In the story of Aaron Coleman, the women were asked for comment, but their answers traveled only so far. Instead, often, their testimonies were alchemized into abstract debates about absolution and liberal values. Once again, the person who had been accused of harassment or abuse simply decided that it was time for their #MeToo comeback, with no real evidence of remorse or restitution to bolster the return. Bill O’Reilly, fired from Fox News after multiple women accused him of harassment, is reportedly in the final stages of a deal to host a show at the radio station 77 WABC. The station happens to be the current workplace of Juliet Huddy, one of O’Reilly’s accusers. Huddy tweeted about the possibility of having O’Reilly as a colleague again: “No, I have no comment except to say I’ll continue to focus on the job I was hired to do, and speak honestly and authentically about my beliefs,” she wrote. She added, mordantly, “Company Christmas party should be a real zinger this year.”

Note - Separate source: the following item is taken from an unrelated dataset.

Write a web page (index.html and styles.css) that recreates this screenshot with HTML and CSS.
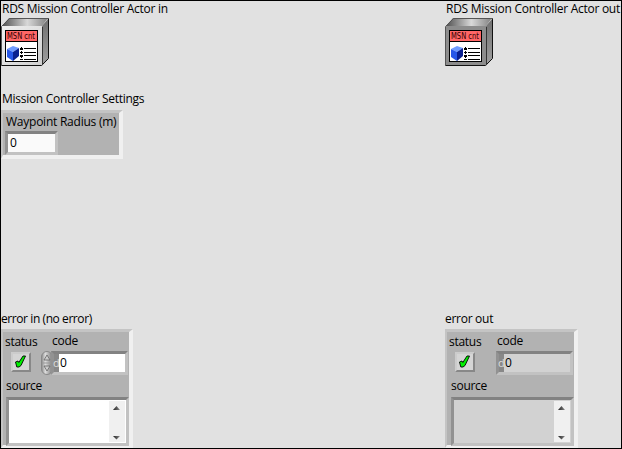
FILE: index.html
```
<!DOCTYPE html>
<html lang="en">
<head>
<meta charset="utf-8">
<title>RDS Mission Controller</title>
<link rel="stylesheet" href="styles.css">
</head>
<body>
<svg width="0" height="0" class="defs">
  <defs>
    <linearGradient id="lightFront" x2="1" y2="1"><stop offset="0" stop-color="#f0f0f0"/><stop offset="1" stop-color="#d0d0d0"/></linearGradient>
    <linearGradient id="top" x2="1"><stop offset="0" stop-color="#505050"/><stop offset=".55" stop-color="#d8d8d8"/><stop offset="1" stop-color="#808080"/></linearGradient>
    <linearGradient id="side" x2="0" y2="1"><stop offset="0" stop-color="#707070"/><stop offset="1" stop-color="#a0a0a0"/></linearGradient>
    <linearGradient id="knob" x2="1"><stop offset="0" stop-color="#888"/><stop offset=".35" stop-color="#ddd"/><stop offset="1" stop-color="#777"/></linearGradient>
    <linearGradient id="arrow" x2="1"><stop offset="0" stop-color="#222"/><stop offset="1" stop-color="#888"/></linearGradient>
    <g id="picture">
      <rect x="4" y="12" width="33" height="32" fill="#000"/>
      <rect x="5" y="13" width="31" height="30" fill="#fff"/>
      <rect x="5" y="13" width="31" height="10" fill="#ff6666"/><rect x="5" y="23" width="31" height="1" fill="#000"/>
      <text x="6" y="21" class="glyph" textLength="28" lengthAdjust="spacingAndGlyphs">MSN cnt</text>
      <path d="M6 31l6-3 6 2-6 4z" fill="#6f9bff"/><path d="M6 31l6 3v9l-6-4z" fill="#2858e8"/><path d="M12 34l6-4v8l-6 5z" fill="#0a2090"/>
      <path d="M20.5 29v13" stroke="#000" stroke-dasharray="1 1"/>
      <path d="M19 30h3v2h-3zM19 34h3v1h-3zM19 37h3v2h-3zM19 41h3v1h-3z" fill="#000"/>
      <path d="M23 30.5h12M23 34.5h12M23 37.5h12M23 41.5h12" stroke="#000"/>
    </g>
    <g id="shell">
      <path d="M8 0h39l-6 8H1z" fill="url(#top)"/>
      <path d="M47 1v40l-6 7V8z" fill="url(#side)"/>
      <path d="M.5 47.5V8.5l8-8h39" fill="none" stroke="#555"/>
      <path d="M47.5.5v40l-7 7H.5" fill="none" stroke="#111"/>
      <path d="M41.5 9v38" stroke="#333"/>
    </g>
    <path id="tick" d="M1.5 7l2.5-1 .8 1.5L9 1h2.5L7 10.5l-2 1.5H2.8z" fill="#00f000" stroke="#000" stroke-width=".9"/>
    <g id="arrows" fill="url(#arrow)"><path d="M4 10L7.5 6 11 10z"/><path d="M4 36h7l-3.5 3.5z"/></g>
  </defs>
</svg>
<main class="panel">
  <section class="column">
    <div class="label actor actor-in">RDS Mission Controller Actor in</div>
    <svg class="object" width="48" height="48"><rect x="1" y="8" width="40" height="39" fill="url(#lightFront)"/><use href="#shell"/><use href="#picture"/></svg>
    <div class="label settings-label">Mission Controller Settings</div>
    <div class="cluster settings">
      <div class="label radius">Waypoint Radius (m)</div>
      <div class="field number">0</div>
    </div>
    <div class="label error-label error-in">error in (no error)</div>
    <div class="cluster error">
      <div class="row">
        <div class="status"><div class="label">status</div><div class="led"><svg width="13" height="13"><use href="#tick"/></svg></div></div>
        <div class="code"><div class="label">code</div><div class="spin">
          <svg class="knob" width="12" height="24"><rect x=".5" y=".5" width="11" height="23" rx="5.5" fill="url(#knob)" stroke="#888"/><path d="M3 9l3-5 3 5zM3 15l3 5 3-5z" fill="#ccc" stroke="#666" stroke-width=".8"/><path d="M1 12h10" stroke="#999"/></svg>
          <div class="field code-field"><span class="radix">d</span>0</div></div></div>
      </div>
      <div class="label source-label">source</div>
      <div class="field source"><svg class="scroll" width="16" height="41"><use href="#arrows" y="-1"/></svg></div>
    </div>
  </section>
  <section class="column indicator">
    <div class="label actor actor-out">RDS Mission Controller Actor out</div>
    <svg class="object" width="48" height="48"><rect x="1" y="8" width="40" height="39" fill="#8c8c8c"/><use href="#shell"/><use href="#picture"/></svg>
    <div class="label error-label error-out">error out</div>
    <div class="cluster error">
      <div class="row">
        <div class="status"><div class="label">status</div><div class="led"><svg width="13" height="13"><use href="#tick"/></svg></div></div>
        <div class="code"><div class="label">code</div><div class="spin">
          <div class="field code-field"><span class="radix">d</span>0</div></div></div>
      </div>
      <div class="label source-label">source</div>
      <div class="field source"><svg class="scroll" width="16" height="41"><use href="#arrows" y="-1"/></svg></div>
    </div>
  </section>
</main>
</body>
</html>
```
FILE: styles.css
```
* { box-sizing: border-box; }
body { margin: 0; font: 12px/16px "Open Sans", "Noto Sans", sans-serif; color: #000; }
.defs { position: absolute; }
svg { display: block; }
.panel { display: flex; justify-content: space-between; width: 622px; height: 449px; border: 1px solid #000; background: #e1e1e1; overflow: hidden; }
.column { display: flex; flex-direction: column; width: 176px; height: 447px; }
.label { white-space: nowrap; letter-spacing: -0.28px; height: 16px; line-height: 16px; flex: none; }
.actor { padding-left: 1px; }
.object { margin-top: 1px; }
.glyph { font: 8px "DejaVu Sans", sans-serif; fill: #300; }
.settings-label { margin-top: 25px; padding-left: 1px; }
.cluster { background: #b2b2b2; border: 4px solid; border-width: 3px 4px 3px 2px; border-color: #c4c4c4 #f0f0f0 #f0f0f0 #c4c4c4; }
.settings { width: 122px; height: 49px; margin-top: 3px; padding: 1px 0 0 1px; border-bottom-width: 4px; }
.settings .label { padding-left: 2px; letter-spacing: -0.24px; }
.field { border: 3px solid; border-color: #828282 #c2c2c2 #c2c2c2 #929292; background: #fff; }
.number { width: 53px; height: 24px; margin-top: 1px; margin-left: 1px; padding: 1px 0 0 2px; background: #fafafa; }
.error-label { margin-top: auto; }
.error-in { letter-spacing: -0.42px; }
.cluster.error { width: 132px; height: 119px; margin-top: 2px; padding-left: 2px; }
.row { display: flex; height: 45px; }
.status { width: 35px; padding-top: 2px; }
.led { width: 20px; height: 20px; margin: 2px 0 0 6px; padding: 1px; border: 2px solid; border-color: #ccc #888 #888 #ccc; background: #d5d5d5; }
.code { width: 88px; padding-top: 1px; }
.code .label { padding-left: 12px; }
.spin { display: flex; justify-content: flex-end; align-items: center; height: 24px; margin-top: 2px; }
.knob { margin-right: -2px; }
.code-field { display: flex; width: 77px; height: 24px; padding: 0; line-height: 18px; }
.radix { width: 5px; margin-right: 1px; background: #888; color: #ddd; font-size: 11px; text-indent: -1px; }
.source-label { padding-left: 1px; margin-top: 1px; }
.source { display: flex; justify-content: flex-end; width: 123px; height: 49px; margin-top: 3px; margin-left: 1px; padding: 1px; }
.scroll { background: #f0f0f0; }
.indicator .field { background: #d2d2d2; }
.indicator .cluster.error { width: 133px; }
.indicator .status { width: 36px; }
.indicator .source-label { padding-left: 2px; }
.indicator .source { margin-left: 2px; }
```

Huddy had no choice in the matter. O’Reilly wanted to return; the radio station that employs her reportedly wanted to employ him, too; that is that. People often argue that the #MeToo movement has been unfair, and that feminism has gone too far, even as many of those who have been accused of wrongdoing remain elevated, celebrated, centered in their power. Michael Bloomberg, infamous for the misogynistic and racist comments he is alleged to have made to employees, gave a speech at the Democratic National Convention. Louis C.K. masturbated in front of colleagues—“the exciting part for him was the fear on our faces,” one of them alleged recently—and returned with a new stand-up special. The comedian had promised to find ways to make amends to the women whose life, and career, he had made worse; instead, he reveled in his impunity. He had decided on his own that it was time to move on. Aaron Coleman, too, talked about reckoning and reconciliation. And then he wrote, to the relative of the young woman whom he drove to attempted suicide, the following note: “I’ve moved on. They call the past the past for a reason, because that’s where you are supposed to leave things.”